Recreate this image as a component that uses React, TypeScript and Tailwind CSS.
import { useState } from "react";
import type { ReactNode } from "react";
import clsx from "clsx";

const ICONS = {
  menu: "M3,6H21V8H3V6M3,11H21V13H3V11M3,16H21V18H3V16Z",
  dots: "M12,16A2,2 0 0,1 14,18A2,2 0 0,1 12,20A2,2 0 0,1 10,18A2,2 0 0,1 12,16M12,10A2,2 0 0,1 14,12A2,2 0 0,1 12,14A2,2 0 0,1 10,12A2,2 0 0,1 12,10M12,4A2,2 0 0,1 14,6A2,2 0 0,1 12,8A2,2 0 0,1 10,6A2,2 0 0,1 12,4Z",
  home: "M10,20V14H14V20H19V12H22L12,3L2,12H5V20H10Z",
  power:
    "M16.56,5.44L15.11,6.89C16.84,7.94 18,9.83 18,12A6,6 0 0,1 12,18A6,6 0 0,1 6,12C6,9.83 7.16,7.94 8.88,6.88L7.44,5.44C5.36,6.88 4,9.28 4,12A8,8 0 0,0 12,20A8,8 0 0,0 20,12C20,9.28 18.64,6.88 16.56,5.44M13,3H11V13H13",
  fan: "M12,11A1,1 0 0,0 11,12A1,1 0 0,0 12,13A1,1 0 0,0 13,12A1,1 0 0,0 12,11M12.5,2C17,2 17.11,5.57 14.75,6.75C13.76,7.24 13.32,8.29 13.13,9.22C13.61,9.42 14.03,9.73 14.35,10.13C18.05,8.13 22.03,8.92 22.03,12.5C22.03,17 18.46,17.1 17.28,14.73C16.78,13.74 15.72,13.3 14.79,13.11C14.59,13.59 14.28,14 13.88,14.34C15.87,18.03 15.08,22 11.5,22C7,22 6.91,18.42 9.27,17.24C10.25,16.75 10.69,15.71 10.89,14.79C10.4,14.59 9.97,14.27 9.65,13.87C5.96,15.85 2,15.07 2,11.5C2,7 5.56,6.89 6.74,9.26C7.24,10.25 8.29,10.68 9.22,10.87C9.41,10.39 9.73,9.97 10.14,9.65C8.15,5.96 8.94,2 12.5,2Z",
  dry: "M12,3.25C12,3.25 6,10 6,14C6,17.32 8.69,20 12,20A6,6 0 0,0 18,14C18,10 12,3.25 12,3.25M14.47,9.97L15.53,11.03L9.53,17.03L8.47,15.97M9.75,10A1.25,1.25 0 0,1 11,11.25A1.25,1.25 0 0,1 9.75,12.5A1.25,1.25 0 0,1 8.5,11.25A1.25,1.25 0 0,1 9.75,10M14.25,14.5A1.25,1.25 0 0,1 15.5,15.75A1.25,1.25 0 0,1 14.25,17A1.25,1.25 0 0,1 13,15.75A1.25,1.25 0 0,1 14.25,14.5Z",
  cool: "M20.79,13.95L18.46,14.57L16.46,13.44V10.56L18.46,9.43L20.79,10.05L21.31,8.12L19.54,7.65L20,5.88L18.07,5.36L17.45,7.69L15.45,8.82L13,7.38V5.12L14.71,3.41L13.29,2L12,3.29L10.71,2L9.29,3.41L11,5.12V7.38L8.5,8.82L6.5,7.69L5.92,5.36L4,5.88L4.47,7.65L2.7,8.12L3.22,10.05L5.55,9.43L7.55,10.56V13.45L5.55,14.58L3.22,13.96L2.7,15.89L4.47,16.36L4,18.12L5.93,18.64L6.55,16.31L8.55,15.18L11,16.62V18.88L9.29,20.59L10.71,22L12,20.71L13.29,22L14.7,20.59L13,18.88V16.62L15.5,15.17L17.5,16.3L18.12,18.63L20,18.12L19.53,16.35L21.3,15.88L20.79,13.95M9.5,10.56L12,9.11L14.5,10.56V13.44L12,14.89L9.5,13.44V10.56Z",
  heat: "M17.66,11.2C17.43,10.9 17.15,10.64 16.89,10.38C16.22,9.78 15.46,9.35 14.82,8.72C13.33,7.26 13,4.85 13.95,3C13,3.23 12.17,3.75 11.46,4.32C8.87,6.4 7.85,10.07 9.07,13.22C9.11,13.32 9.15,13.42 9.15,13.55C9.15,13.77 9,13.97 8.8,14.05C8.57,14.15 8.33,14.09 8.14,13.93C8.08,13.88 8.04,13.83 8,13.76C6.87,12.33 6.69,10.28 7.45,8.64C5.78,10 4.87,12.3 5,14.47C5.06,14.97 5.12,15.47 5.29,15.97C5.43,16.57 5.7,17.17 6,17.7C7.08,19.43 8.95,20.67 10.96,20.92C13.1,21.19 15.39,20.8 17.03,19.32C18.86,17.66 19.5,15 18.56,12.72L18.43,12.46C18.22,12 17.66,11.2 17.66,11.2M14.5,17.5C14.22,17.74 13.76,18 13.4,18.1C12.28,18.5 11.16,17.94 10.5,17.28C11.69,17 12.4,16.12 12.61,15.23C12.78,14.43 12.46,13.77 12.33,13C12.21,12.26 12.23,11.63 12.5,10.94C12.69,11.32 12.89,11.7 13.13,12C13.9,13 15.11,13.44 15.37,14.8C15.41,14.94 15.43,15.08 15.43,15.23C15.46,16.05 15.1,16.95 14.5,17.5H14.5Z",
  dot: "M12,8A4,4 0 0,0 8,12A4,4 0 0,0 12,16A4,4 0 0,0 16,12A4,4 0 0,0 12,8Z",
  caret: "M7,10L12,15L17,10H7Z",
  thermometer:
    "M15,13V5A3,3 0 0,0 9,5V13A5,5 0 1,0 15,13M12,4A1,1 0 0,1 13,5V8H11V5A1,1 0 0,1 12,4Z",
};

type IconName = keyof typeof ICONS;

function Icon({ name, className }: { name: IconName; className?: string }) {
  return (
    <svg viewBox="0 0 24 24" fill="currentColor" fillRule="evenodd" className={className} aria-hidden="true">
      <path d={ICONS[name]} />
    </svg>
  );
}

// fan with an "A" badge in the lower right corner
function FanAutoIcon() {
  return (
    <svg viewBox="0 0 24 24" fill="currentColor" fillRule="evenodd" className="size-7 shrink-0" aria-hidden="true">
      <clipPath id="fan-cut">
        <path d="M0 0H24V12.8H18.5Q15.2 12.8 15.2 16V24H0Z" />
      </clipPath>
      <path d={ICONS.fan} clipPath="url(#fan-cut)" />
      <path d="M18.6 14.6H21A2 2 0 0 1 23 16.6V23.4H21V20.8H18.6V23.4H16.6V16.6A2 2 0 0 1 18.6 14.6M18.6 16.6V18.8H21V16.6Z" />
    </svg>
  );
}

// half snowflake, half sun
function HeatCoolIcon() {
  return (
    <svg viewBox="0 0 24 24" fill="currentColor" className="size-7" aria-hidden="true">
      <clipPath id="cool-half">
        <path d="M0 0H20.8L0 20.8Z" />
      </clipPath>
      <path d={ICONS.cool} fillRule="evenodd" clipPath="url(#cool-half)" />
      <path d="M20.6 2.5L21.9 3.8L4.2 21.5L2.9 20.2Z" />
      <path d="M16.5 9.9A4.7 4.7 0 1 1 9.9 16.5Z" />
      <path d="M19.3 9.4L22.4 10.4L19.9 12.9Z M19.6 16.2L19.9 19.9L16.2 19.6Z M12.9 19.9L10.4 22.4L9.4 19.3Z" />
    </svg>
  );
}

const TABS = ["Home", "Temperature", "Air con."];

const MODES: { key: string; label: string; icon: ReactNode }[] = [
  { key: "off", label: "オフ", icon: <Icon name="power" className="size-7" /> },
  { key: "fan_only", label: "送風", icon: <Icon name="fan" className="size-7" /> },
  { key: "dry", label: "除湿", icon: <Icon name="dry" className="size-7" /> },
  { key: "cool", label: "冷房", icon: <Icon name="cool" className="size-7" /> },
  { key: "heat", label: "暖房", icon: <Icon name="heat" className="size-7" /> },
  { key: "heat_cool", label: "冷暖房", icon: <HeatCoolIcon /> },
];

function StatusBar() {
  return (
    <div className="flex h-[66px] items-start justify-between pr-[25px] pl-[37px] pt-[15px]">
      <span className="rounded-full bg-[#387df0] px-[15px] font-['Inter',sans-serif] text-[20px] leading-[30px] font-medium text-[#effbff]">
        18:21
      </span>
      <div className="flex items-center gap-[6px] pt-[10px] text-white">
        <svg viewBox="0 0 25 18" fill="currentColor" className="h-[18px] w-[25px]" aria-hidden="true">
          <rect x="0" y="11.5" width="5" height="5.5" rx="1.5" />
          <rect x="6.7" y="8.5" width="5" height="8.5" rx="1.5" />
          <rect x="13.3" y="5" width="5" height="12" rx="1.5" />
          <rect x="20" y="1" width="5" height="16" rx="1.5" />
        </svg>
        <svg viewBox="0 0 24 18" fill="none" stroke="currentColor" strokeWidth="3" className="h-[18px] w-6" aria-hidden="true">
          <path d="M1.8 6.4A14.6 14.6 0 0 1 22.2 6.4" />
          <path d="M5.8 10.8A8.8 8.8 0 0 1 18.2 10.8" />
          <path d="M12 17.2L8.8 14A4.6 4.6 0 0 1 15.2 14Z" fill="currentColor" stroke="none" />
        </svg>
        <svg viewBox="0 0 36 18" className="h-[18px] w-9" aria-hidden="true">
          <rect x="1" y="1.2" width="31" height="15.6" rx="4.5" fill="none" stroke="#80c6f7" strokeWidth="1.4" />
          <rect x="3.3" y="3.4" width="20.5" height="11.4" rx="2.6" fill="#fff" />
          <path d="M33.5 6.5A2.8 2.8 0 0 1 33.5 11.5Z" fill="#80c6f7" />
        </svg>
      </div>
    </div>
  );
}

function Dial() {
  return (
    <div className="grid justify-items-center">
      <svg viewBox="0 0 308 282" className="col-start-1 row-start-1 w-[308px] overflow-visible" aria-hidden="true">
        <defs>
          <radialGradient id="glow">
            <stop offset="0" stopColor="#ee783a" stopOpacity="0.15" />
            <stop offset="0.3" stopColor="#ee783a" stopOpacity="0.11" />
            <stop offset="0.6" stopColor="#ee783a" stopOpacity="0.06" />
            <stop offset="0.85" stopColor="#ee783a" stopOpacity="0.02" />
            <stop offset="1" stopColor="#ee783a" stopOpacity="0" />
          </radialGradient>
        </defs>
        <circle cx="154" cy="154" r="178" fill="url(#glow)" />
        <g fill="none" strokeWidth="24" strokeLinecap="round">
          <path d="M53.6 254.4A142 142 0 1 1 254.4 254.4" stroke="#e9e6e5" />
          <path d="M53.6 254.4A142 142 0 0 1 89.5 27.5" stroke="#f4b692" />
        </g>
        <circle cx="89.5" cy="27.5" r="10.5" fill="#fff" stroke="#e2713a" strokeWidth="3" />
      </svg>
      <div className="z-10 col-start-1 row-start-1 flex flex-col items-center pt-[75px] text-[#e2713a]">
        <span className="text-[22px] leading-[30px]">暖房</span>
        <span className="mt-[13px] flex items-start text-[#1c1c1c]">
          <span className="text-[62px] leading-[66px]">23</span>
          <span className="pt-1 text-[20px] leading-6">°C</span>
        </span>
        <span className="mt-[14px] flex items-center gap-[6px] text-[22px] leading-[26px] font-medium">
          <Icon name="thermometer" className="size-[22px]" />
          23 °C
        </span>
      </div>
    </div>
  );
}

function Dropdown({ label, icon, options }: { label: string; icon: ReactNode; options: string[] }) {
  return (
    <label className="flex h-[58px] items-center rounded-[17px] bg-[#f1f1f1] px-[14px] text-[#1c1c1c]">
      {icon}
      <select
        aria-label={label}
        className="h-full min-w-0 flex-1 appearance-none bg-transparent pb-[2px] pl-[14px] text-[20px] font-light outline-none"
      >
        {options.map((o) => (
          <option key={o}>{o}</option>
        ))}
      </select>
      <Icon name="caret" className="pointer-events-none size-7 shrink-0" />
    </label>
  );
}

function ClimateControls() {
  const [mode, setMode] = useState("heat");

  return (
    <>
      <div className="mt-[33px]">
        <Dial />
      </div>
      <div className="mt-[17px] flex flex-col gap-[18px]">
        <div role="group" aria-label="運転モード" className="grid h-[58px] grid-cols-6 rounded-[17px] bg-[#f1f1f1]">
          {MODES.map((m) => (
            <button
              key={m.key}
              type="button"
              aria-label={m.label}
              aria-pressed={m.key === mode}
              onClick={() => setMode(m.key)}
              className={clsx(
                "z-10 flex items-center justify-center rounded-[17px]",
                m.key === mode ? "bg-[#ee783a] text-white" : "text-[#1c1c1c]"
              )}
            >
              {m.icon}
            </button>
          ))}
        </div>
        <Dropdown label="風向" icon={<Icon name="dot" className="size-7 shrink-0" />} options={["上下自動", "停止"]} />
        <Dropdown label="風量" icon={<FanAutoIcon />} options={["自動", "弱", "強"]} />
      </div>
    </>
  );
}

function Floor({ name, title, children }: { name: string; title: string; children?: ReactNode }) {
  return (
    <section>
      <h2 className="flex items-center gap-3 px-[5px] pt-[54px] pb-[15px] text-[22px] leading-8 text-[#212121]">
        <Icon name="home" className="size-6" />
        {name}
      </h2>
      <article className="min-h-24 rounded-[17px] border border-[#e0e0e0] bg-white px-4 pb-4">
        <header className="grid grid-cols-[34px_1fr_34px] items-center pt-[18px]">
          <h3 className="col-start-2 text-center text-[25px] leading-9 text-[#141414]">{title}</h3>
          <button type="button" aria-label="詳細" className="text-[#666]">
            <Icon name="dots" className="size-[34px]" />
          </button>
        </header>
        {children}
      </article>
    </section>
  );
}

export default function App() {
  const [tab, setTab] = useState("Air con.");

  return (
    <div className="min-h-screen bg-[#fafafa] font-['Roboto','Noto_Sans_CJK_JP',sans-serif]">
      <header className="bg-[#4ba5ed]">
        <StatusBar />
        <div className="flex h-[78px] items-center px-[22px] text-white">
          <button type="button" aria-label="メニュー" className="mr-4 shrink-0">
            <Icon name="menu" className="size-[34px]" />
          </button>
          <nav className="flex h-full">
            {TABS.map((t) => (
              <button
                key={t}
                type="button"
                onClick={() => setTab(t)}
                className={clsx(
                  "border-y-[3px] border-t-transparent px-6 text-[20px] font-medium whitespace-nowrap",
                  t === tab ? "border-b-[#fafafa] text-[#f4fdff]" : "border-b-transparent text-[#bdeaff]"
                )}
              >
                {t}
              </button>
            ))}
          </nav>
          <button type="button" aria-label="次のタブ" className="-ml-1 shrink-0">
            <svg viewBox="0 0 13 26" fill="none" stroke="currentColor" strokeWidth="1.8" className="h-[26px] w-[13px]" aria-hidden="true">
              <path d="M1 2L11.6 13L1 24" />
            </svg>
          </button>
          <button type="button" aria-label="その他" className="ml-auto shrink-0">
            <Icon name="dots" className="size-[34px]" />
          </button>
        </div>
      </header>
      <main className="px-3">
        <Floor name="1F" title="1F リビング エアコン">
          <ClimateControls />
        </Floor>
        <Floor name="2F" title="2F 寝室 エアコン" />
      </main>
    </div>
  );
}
......
→ **Task to carry out**: Up to and including the line with "import clsx from", repeat the data exactly, starting from its first line; nothing else belongs in the response.

→ **Response**:
Recreate this image as a component that uses React, TypeScript and Tailwind CSS.
import { useState } from "react";
import type { ReactNode } from "react";
import clsx from "clsx";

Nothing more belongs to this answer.